Real Estate Management
Landlords or property developers may use a contrat de confiance to appoint property managers or development agents. These agents are entrusted with managing rental agreements, overseeing maintenance, and handling financial transactions. The contract requires that the agent operates with fiduciary care, ensures timely rent collection, and discloses any material changes to property condition.
Public Administration and Trusts
In public administration, certain trust arrangements - such as municipal trusts for public works or community funds - are governed by contrats de confiance. The entrusted party must manage the funds with a high degree of accountability and transparency, often subject to public audit and reporting requirements.

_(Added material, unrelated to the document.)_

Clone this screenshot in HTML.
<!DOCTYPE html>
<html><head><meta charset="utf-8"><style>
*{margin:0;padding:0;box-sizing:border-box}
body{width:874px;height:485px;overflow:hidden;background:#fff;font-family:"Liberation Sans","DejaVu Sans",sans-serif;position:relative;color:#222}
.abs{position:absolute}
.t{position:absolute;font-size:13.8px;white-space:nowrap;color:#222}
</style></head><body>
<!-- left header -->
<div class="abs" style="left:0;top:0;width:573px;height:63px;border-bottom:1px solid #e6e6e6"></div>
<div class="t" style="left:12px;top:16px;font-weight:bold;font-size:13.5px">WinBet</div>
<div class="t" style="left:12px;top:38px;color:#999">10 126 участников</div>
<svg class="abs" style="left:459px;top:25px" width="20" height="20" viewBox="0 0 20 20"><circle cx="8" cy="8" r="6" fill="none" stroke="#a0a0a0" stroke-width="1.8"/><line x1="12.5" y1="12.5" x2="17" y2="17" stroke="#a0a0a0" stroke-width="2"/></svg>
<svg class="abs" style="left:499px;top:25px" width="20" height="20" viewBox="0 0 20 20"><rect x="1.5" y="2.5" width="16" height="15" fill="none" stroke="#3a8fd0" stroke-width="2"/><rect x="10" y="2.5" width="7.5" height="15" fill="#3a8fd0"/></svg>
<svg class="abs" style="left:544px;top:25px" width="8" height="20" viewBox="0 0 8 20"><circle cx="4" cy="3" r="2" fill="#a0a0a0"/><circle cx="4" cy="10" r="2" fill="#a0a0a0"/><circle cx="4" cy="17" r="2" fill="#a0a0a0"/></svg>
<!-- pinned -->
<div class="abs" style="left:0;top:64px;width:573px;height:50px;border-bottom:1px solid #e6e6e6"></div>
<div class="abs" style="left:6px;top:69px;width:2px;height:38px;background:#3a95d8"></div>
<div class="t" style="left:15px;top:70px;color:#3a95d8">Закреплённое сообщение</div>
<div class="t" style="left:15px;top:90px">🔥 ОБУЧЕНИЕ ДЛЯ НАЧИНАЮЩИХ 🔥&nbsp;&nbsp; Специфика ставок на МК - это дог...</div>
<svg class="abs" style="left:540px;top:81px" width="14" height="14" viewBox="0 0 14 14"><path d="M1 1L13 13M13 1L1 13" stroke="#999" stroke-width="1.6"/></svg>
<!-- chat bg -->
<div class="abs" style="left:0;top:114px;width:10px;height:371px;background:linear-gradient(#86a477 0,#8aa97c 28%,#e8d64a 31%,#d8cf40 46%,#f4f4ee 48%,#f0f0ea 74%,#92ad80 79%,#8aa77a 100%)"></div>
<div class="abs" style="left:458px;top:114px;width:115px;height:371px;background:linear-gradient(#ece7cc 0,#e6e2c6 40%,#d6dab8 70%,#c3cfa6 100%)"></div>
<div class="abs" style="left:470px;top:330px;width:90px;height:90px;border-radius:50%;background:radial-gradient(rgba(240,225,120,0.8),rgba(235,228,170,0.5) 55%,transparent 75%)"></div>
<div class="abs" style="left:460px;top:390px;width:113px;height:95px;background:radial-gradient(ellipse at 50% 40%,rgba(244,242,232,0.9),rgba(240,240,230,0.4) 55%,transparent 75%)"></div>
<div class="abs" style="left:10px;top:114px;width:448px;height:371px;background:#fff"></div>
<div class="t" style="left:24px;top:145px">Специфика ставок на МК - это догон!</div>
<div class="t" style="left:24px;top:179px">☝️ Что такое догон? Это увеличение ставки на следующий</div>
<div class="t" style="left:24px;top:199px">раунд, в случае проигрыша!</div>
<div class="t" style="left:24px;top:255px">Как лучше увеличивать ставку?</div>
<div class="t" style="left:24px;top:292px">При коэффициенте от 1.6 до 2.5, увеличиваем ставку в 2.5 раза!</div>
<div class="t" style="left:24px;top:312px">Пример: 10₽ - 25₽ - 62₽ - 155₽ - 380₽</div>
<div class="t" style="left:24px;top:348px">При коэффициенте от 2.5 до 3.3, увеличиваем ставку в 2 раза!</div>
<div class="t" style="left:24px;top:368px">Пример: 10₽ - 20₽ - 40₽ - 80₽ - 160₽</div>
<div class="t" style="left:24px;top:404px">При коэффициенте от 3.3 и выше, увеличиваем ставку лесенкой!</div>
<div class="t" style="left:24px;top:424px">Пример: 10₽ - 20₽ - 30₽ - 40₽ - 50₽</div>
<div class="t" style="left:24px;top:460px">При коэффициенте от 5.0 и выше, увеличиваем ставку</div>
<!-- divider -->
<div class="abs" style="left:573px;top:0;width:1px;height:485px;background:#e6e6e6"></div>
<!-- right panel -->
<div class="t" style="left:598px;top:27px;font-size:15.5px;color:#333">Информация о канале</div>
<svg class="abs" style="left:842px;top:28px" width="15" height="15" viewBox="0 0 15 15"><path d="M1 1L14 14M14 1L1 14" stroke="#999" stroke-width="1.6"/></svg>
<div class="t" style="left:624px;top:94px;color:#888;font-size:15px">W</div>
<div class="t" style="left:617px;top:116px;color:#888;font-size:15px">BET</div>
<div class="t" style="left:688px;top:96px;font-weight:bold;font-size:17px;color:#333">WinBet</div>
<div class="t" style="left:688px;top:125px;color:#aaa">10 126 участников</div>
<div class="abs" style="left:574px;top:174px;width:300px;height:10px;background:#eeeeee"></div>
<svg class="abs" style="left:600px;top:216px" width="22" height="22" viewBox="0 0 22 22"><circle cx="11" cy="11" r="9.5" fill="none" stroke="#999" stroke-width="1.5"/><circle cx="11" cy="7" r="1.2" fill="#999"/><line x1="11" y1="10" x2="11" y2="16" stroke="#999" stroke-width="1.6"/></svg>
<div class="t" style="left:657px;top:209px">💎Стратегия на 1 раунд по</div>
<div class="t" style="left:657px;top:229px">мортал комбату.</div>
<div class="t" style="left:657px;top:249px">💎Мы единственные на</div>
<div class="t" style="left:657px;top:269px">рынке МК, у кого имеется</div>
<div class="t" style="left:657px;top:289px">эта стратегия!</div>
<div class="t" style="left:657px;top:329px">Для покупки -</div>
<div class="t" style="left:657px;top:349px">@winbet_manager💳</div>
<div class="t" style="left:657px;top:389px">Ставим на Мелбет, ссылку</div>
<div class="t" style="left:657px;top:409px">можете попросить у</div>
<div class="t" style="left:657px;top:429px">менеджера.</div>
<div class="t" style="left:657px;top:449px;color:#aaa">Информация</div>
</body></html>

Challenges and Legal Debates
Balancing Flexibility and Oversight
Critics argue that the inherent flexibility of the contrat de confiance can lead to ambiguities, especially when the contract relies heavily on moral obligations rather than precise legal stipulations. The lack of specific performance metrics may make enforcement difficult. Advocates counter that the fiduciary nature of the contract necessitates discretion, and that too rigid a structure would undermine the trust relationship.
Potential for Abuse
Because the contract often involves significant discretionary power, there is a risk of misuse or self‑dealing by the entrusted party. Courts have, therefore, emphasized stringent proof of breach and the need for clear evidence of conflict of interest. This has led to increased scrutiny of internal governance mechanisms and the adoption of third‑party oversight in high‑risk environments.
Integration with International Law
In cross‑border transactions, the contractual and fiduciary obligations may conflict with foreign legal standards. International arbitration clauses are frequently incorporated to address potential jurisdictional disputes. Harmonizing French fiduciary principles with other legal systems remains an area of active academic and jurisprudential research.